**Stated exercise:** Where the word "React" occurs in a line, return that line.

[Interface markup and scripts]
※ ※ ※
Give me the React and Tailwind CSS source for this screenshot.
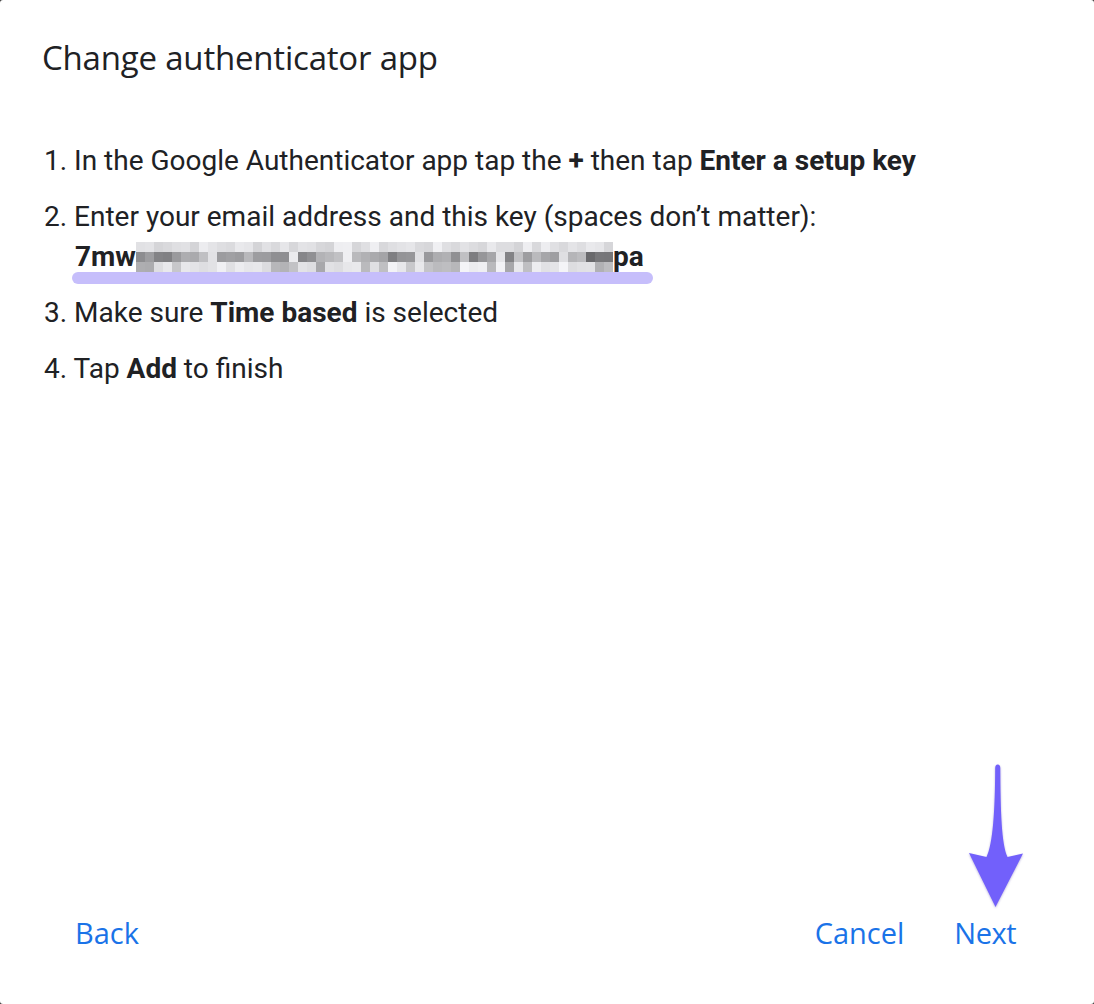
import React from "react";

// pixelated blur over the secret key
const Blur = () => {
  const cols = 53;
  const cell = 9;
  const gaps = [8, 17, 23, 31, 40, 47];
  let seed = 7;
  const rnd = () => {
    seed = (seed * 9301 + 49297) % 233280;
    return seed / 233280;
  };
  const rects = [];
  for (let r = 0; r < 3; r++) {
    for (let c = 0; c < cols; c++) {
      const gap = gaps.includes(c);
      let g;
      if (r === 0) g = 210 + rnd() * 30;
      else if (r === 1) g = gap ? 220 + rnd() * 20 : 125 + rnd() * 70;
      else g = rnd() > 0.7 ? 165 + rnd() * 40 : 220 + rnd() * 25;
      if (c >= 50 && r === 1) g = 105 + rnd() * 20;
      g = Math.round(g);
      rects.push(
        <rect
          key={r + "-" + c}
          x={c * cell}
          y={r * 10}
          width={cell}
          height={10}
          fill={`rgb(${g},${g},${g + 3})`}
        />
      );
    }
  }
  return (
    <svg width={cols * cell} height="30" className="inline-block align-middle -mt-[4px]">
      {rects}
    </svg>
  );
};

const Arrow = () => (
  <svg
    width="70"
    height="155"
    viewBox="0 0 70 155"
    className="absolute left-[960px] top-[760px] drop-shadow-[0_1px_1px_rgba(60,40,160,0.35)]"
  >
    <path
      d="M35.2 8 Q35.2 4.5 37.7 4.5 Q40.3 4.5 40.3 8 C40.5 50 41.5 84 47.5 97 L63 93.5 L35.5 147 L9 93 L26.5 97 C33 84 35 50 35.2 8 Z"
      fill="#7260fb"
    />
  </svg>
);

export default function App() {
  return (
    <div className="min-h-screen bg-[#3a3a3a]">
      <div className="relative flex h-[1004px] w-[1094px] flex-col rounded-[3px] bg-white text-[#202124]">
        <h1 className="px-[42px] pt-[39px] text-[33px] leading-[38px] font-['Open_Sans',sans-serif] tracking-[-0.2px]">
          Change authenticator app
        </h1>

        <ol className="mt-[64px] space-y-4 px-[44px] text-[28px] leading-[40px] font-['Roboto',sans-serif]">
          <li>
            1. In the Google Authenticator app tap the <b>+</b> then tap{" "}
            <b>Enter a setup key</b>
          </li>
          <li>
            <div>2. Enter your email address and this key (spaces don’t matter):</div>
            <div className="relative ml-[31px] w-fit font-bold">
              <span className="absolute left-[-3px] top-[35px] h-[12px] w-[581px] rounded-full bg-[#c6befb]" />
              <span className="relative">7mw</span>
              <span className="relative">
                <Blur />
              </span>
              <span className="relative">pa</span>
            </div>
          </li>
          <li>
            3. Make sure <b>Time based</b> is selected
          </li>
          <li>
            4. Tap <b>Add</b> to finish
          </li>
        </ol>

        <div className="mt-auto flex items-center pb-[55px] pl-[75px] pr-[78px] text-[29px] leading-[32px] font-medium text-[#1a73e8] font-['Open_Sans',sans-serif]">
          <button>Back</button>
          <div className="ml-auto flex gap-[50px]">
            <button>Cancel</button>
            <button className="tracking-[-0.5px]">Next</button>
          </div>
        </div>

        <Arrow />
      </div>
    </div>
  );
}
※ ※ ※
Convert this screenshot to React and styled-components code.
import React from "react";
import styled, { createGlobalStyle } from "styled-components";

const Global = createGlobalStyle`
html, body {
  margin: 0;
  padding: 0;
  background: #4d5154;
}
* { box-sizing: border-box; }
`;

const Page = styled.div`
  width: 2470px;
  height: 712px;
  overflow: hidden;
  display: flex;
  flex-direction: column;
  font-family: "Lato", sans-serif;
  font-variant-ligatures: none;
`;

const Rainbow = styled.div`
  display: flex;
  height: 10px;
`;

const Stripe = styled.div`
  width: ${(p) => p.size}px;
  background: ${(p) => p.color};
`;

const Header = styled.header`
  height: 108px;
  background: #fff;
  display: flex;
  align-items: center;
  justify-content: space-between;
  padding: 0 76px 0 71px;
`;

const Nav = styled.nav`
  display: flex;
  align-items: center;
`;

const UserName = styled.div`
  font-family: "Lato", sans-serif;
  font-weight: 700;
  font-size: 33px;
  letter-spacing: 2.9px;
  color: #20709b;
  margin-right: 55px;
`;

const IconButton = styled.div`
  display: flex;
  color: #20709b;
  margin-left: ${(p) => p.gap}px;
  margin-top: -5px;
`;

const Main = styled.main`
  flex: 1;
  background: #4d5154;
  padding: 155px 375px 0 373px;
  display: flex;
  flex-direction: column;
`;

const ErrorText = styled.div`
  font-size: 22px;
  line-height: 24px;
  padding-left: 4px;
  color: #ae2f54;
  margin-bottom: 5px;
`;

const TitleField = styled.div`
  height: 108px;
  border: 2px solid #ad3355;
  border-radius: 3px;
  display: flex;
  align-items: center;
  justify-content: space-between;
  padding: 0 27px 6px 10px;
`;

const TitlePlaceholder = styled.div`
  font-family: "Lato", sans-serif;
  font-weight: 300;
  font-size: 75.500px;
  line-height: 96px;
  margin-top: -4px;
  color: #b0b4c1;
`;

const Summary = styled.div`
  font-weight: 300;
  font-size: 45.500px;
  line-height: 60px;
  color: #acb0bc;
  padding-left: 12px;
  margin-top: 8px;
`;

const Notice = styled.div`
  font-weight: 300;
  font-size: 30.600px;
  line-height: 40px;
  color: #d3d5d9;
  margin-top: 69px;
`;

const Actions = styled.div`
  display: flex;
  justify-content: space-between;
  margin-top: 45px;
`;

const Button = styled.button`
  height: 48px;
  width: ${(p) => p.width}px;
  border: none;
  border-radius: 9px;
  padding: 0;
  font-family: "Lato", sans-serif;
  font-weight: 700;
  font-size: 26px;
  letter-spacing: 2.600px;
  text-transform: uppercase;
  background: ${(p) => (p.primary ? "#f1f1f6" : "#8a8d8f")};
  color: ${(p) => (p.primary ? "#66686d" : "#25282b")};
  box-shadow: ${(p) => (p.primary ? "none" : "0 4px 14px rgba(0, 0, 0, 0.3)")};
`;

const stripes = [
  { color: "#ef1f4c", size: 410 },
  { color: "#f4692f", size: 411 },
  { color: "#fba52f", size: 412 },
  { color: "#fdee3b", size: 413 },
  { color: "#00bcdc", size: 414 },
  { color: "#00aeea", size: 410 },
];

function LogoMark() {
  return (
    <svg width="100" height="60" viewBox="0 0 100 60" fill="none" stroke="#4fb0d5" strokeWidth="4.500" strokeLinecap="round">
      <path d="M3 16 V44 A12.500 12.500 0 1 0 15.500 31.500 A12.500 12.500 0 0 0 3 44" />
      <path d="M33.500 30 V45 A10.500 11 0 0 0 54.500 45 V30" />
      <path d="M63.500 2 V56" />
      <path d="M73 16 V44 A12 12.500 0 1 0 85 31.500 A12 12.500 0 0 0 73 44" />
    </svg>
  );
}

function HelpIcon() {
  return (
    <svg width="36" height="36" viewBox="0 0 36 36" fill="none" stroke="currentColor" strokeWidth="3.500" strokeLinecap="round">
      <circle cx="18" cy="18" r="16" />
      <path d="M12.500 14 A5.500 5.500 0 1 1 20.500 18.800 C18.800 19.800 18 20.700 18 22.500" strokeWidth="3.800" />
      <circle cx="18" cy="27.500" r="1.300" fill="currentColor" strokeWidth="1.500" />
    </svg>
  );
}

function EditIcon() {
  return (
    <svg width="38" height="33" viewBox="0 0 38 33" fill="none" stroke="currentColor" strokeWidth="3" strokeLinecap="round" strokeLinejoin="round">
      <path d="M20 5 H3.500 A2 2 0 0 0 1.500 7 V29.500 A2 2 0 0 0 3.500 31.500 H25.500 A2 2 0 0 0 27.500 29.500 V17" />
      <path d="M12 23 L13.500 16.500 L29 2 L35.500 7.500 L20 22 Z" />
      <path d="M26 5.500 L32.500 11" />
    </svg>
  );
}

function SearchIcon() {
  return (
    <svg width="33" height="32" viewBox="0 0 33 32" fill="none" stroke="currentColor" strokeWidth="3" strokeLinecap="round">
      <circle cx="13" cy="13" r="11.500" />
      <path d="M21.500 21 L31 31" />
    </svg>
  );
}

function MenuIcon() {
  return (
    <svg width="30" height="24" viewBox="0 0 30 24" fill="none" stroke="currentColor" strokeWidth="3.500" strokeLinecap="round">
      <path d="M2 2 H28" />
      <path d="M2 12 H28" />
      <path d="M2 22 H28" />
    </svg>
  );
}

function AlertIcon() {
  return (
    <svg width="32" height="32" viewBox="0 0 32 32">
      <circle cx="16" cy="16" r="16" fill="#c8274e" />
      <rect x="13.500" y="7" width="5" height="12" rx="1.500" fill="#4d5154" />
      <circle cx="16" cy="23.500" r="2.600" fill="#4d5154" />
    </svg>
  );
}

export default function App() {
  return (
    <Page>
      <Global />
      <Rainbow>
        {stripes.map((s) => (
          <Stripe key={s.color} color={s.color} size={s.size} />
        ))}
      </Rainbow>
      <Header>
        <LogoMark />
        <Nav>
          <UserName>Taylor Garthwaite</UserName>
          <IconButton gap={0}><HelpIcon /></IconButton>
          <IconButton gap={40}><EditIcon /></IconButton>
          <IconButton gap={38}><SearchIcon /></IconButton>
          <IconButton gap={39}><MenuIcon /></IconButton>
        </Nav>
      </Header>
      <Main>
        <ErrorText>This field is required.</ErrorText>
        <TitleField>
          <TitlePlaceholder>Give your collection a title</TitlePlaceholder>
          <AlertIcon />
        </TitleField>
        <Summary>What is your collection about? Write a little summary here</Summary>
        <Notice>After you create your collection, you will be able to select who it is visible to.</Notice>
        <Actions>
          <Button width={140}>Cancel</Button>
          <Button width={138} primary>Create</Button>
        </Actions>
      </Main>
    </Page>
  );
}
※ ※ ※
**Exercise result:**
Give me the React and Tailwind CSS source for this screenshot.
import React from "react";
Convert this screenshot to React and styled-components code.
import React from "react";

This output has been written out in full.